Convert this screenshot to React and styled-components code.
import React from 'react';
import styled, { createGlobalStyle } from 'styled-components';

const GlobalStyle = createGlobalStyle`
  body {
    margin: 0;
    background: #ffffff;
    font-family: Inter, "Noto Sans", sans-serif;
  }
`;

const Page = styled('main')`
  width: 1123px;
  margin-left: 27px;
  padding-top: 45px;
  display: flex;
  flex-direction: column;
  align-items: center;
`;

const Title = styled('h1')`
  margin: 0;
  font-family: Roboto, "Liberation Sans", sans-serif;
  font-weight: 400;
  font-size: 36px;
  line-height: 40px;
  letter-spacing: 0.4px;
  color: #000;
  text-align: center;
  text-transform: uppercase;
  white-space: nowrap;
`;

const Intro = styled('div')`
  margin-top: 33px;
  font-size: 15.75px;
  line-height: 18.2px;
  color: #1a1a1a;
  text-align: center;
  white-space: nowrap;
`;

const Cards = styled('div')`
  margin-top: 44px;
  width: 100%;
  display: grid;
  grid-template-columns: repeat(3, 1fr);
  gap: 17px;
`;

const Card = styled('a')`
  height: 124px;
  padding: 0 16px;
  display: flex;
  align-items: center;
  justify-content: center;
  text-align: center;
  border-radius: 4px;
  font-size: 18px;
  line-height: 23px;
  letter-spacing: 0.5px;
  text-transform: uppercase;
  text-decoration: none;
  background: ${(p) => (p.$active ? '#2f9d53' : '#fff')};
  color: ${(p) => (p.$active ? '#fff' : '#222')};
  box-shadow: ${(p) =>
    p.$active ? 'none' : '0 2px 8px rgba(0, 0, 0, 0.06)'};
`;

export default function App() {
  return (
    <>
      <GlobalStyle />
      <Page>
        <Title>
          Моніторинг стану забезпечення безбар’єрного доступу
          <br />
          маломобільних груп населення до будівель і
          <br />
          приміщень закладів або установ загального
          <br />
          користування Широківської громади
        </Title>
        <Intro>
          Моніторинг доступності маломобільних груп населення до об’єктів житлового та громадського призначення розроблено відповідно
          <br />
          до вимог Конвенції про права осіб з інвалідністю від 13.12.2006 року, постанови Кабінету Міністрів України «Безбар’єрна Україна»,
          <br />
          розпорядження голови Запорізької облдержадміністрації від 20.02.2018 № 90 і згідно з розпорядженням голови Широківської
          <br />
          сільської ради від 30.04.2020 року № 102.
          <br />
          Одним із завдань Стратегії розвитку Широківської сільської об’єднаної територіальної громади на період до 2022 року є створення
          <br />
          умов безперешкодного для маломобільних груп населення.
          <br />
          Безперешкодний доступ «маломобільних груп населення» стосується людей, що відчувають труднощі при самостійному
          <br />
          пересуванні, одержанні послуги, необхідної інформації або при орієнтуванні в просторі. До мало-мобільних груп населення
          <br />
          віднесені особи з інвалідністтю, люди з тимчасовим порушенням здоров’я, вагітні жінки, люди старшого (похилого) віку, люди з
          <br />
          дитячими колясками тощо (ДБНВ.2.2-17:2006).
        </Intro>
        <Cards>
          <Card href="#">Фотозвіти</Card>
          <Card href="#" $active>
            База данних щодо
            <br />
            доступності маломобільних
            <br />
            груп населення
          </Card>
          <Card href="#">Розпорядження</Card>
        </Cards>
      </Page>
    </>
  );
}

--

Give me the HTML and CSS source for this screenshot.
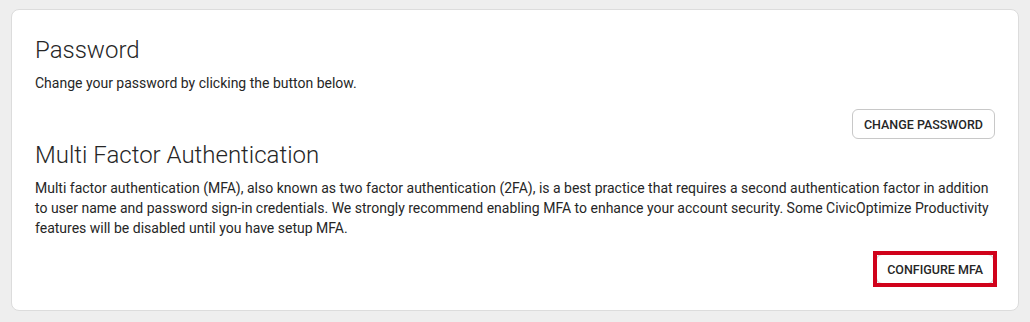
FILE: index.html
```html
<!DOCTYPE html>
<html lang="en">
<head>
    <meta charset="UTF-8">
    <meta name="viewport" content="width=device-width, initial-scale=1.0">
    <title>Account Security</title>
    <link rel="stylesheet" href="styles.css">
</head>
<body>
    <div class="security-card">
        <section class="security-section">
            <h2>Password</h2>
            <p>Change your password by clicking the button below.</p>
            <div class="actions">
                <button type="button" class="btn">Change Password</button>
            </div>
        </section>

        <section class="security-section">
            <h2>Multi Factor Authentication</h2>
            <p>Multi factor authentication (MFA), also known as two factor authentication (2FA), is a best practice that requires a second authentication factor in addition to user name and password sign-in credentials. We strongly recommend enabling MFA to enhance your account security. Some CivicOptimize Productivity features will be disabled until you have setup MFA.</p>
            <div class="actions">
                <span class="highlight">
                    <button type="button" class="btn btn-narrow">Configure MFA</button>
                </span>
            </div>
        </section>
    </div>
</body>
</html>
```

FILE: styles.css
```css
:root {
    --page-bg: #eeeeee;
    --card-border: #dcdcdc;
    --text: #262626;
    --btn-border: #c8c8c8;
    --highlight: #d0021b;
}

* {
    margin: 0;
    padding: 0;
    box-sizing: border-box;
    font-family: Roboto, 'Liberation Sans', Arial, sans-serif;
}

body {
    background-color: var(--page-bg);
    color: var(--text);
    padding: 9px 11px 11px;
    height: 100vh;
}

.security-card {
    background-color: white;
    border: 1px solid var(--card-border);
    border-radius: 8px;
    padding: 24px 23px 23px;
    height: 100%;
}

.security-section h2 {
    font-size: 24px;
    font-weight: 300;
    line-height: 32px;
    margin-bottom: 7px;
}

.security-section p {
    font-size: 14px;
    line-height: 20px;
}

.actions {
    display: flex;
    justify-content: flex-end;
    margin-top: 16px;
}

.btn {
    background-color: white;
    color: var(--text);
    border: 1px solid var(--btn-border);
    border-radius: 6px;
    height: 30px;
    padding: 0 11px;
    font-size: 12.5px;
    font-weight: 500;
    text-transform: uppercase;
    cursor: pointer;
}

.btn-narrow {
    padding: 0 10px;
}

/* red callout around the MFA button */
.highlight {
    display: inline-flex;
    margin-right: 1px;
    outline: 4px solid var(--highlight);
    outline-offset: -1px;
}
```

**STATED EXERCISE**
Track down all lines above with the string "components" and copy them.

**TASK RESULT**
Convert this screenshot to React and styled-components code.
import styled, { createGlobalStyle } from 'styled-components';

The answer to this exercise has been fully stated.